Required work →
Identify the lines bearing the string "components" and gather them.

Given information →
***
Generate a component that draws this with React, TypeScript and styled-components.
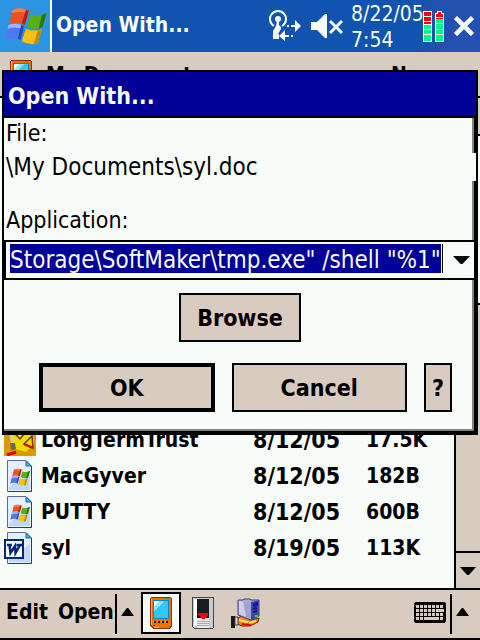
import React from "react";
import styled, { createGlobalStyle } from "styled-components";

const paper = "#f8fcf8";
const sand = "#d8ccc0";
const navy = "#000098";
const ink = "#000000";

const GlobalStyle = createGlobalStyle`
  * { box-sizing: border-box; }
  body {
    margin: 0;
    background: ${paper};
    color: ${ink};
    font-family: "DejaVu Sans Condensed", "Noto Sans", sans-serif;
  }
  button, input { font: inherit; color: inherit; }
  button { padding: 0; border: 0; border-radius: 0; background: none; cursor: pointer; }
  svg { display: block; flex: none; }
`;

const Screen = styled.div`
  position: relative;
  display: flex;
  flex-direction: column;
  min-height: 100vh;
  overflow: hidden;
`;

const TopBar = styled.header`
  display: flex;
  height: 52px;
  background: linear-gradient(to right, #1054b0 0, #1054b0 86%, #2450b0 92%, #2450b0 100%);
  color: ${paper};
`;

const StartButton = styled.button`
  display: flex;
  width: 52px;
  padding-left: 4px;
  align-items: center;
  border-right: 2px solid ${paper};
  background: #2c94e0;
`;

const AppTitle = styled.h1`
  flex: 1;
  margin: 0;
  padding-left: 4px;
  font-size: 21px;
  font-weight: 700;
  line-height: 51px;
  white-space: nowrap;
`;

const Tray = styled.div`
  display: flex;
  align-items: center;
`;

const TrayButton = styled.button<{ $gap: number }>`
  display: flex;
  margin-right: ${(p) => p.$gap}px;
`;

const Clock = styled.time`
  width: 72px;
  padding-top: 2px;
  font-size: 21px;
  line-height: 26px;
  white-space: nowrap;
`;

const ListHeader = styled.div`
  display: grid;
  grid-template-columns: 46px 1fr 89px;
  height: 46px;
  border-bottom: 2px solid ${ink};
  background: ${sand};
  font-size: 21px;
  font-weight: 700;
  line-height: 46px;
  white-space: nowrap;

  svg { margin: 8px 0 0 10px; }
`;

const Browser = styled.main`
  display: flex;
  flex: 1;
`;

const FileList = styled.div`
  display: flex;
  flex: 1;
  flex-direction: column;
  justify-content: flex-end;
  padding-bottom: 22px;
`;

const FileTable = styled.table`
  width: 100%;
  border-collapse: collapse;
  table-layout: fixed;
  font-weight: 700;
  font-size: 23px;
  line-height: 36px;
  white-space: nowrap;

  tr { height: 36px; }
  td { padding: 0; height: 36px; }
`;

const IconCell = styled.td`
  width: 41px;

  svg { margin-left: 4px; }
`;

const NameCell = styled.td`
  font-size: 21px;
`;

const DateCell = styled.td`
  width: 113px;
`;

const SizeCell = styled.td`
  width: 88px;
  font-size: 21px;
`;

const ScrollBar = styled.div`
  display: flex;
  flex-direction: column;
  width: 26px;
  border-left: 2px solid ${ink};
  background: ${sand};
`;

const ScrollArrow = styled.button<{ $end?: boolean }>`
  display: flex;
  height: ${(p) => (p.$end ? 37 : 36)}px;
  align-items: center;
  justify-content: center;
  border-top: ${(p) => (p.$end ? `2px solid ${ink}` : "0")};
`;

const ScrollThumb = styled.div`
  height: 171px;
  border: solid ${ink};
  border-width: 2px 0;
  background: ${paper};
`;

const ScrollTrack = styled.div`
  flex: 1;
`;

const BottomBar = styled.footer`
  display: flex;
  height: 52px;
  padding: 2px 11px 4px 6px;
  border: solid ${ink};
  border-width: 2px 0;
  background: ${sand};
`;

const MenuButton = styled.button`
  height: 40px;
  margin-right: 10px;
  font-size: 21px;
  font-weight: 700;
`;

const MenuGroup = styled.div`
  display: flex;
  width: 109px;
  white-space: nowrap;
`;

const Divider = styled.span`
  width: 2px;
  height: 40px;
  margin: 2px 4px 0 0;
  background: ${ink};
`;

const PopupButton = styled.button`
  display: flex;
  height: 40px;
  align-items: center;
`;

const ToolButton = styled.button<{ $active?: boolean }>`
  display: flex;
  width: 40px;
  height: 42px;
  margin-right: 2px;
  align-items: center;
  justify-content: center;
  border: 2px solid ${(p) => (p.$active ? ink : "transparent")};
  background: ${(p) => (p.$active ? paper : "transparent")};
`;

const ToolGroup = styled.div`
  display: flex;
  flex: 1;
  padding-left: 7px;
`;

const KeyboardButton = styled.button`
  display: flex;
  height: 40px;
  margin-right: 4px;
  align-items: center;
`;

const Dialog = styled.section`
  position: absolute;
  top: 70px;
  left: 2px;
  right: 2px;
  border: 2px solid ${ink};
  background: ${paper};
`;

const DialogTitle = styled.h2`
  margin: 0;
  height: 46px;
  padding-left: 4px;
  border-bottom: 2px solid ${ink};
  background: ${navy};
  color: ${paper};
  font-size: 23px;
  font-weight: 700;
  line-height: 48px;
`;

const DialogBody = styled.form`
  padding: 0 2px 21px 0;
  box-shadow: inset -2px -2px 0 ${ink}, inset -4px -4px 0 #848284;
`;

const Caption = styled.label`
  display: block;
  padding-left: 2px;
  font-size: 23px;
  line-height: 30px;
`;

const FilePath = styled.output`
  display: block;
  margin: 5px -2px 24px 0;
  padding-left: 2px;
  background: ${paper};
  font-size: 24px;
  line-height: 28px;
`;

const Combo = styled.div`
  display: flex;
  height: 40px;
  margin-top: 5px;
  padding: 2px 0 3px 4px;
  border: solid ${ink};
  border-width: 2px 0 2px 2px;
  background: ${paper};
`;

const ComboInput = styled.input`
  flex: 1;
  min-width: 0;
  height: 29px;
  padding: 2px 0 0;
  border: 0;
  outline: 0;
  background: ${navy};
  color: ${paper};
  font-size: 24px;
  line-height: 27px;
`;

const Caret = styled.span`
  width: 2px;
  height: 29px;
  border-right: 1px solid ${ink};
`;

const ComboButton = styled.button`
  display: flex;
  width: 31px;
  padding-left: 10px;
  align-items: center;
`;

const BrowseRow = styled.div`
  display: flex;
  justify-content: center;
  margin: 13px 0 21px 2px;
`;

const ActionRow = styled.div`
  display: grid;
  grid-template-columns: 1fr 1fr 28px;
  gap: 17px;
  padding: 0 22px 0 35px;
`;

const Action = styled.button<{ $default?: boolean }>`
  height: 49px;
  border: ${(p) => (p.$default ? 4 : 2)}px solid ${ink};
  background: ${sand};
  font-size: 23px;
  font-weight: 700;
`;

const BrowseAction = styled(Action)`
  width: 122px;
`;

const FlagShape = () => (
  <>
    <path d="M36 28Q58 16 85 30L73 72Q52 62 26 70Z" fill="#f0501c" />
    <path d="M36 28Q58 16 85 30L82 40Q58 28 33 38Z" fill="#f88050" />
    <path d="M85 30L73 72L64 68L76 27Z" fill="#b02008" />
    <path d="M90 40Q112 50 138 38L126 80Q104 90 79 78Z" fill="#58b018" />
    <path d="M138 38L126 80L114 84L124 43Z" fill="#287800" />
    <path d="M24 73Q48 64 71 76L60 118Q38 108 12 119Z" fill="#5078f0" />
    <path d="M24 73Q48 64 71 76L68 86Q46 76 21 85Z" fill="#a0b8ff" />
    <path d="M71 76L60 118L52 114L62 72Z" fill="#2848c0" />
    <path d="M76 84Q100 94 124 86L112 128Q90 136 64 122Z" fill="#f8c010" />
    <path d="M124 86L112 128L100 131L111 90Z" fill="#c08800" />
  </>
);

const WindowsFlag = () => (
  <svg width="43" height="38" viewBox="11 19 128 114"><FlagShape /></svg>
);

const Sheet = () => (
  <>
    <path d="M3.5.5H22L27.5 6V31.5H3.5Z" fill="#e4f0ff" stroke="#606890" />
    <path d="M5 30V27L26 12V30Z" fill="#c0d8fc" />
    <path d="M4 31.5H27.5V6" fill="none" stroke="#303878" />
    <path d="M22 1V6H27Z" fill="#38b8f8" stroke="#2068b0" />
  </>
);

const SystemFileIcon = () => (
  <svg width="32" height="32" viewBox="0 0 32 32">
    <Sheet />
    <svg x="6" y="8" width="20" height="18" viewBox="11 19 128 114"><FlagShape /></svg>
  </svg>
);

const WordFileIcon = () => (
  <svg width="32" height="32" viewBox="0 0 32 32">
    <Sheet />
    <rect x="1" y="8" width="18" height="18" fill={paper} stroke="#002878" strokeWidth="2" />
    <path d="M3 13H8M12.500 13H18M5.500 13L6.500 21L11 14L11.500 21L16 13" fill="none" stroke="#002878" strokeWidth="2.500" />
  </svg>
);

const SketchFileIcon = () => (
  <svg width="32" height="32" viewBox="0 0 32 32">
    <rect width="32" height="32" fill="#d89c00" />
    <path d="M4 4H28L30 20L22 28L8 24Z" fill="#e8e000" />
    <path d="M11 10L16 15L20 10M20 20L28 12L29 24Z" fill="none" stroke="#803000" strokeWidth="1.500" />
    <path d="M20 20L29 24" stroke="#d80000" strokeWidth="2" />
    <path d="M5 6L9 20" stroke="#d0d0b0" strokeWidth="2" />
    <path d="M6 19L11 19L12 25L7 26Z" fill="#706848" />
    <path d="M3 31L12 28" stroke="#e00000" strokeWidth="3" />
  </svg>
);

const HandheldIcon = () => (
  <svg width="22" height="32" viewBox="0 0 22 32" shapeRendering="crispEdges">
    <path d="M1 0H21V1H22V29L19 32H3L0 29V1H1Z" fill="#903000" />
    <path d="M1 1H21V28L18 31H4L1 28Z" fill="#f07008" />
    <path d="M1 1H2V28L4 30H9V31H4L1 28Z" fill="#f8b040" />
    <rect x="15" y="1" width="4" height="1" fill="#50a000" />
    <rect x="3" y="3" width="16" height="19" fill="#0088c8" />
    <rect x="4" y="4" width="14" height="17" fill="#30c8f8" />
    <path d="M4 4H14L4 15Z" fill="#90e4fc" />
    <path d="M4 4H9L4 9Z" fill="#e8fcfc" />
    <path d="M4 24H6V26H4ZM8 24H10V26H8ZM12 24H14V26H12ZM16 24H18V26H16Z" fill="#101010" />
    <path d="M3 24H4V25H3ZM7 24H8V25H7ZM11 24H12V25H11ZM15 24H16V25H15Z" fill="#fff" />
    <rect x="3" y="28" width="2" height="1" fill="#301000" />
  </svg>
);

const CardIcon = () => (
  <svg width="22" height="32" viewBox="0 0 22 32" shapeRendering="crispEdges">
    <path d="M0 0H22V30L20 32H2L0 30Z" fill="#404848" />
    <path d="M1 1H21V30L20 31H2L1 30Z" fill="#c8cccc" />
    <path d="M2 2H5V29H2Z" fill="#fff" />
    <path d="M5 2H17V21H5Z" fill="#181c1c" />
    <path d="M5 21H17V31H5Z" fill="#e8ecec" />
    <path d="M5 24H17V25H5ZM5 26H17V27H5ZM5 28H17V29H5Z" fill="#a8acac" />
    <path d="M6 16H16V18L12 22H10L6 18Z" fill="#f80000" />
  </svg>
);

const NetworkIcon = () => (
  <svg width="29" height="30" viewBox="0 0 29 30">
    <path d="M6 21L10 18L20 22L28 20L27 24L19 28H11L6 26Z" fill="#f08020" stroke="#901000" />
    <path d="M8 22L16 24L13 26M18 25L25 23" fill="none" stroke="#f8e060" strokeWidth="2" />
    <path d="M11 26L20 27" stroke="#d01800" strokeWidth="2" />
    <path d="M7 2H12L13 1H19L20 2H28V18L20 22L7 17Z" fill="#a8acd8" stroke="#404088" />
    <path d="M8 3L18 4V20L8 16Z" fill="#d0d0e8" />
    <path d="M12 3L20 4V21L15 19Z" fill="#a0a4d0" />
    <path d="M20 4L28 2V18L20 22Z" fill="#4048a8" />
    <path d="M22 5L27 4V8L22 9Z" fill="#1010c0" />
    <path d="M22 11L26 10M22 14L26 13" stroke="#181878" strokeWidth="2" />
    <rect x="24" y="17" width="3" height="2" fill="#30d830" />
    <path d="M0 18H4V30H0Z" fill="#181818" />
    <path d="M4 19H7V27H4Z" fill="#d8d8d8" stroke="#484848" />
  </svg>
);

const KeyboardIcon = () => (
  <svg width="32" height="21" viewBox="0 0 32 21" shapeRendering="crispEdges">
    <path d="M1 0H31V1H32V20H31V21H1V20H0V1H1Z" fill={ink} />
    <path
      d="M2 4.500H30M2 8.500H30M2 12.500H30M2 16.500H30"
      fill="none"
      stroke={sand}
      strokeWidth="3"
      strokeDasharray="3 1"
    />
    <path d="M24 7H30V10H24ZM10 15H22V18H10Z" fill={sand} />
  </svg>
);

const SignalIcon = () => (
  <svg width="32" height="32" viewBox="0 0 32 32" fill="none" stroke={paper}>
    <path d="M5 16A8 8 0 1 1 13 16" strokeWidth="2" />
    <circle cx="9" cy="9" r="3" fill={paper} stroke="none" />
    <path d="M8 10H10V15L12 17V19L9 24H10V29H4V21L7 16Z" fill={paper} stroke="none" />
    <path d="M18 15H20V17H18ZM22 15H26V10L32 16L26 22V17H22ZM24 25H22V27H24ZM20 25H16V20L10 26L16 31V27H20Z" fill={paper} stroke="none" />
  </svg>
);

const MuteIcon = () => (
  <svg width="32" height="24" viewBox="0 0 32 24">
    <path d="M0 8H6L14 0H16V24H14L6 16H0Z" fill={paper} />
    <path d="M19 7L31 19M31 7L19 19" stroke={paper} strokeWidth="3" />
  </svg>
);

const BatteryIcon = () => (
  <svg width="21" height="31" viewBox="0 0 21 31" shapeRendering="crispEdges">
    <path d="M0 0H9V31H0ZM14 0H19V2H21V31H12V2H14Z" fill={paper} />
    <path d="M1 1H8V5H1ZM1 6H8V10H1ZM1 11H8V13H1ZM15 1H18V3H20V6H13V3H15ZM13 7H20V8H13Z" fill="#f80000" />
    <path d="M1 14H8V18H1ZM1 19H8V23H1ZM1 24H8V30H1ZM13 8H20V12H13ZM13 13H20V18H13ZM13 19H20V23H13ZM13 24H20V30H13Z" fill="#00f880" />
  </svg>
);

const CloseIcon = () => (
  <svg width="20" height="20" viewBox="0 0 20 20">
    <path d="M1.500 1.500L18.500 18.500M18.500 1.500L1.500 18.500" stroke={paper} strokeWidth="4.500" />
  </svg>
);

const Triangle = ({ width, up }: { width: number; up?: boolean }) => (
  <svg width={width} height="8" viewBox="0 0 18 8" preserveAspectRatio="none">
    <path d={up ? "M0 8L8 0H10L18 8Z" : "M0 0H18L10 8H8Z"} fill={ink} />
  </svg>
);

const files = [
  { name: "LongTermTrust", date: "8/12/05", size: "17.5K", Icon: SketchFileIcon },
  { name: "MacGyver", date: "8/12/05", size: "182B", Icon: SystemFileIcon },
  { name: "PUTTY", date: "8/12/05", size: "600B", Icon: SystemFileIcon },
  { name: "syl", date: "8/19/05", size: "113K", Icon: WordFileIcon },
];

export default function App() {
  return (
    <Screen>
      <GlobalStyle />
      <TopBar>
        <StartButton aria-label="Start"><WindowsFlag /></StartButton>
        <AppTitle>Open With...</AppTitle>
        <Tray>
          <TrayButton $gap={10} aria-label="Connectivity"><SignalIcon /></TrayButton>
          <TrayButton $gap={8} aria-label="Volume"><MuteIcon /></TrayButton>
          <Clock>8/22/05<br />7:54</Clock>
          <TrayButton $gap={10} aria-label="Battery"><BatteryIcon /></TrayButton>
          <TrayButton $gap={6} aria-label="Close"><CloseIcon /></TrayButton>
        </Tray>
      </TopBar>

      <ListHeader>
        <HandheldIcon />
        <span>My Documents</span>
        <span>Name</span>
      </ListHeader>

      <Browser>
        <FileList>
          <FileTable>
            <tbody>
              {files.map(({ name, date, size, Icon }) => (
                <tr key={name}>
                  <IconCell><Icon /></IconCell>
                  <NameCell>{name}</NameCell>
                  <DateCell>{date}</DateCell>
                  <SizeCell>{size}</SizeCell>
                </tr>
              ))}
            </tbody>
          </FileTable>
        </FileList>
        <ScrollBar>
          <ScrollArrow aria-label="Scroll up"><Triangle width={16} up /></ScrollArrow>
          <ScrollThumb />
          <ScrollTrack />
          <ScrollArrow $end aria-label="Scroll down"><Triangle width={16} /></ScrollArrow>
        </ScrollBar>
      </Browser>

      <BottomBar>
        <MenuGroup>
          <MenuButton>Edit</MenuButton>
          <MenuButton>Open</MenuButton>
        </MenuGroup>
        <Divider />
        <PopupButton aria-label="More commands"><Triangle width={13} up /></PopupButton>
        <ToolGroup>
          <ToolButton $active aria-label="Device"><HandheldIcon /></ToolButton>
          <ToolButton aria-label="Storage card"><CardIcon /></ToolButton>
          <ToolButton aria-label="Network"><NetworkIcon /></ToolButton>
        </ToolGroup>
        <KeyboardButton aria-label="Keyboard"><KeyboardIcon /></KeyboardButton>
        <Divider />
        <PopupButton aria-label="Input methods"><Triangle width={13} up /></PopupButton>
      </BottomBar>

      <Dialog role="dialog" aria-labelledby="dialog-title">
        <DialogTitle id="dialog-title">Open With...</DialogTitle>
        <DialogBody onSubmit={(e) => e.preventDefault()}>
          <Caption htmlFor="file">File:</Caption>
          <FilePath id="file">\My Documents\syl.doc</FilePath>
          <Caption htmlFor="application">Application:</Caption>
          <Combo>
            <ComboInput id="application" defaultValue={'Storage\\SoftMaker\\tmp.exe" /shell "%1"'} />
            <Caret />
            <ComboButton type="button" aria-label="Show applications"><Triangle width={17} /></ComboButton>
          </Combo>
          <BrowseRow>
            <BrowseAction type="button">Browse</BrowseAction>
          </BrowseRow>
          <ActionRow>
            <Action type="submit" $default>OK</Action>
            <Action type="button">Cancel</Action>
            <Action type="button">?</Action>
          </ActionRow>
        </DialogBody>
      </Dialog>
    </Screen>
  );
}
***
Result →
Generate a component that draws this with React, TypeScript and styled-components.
import styled, { createGlobalStyle } from "styled-components";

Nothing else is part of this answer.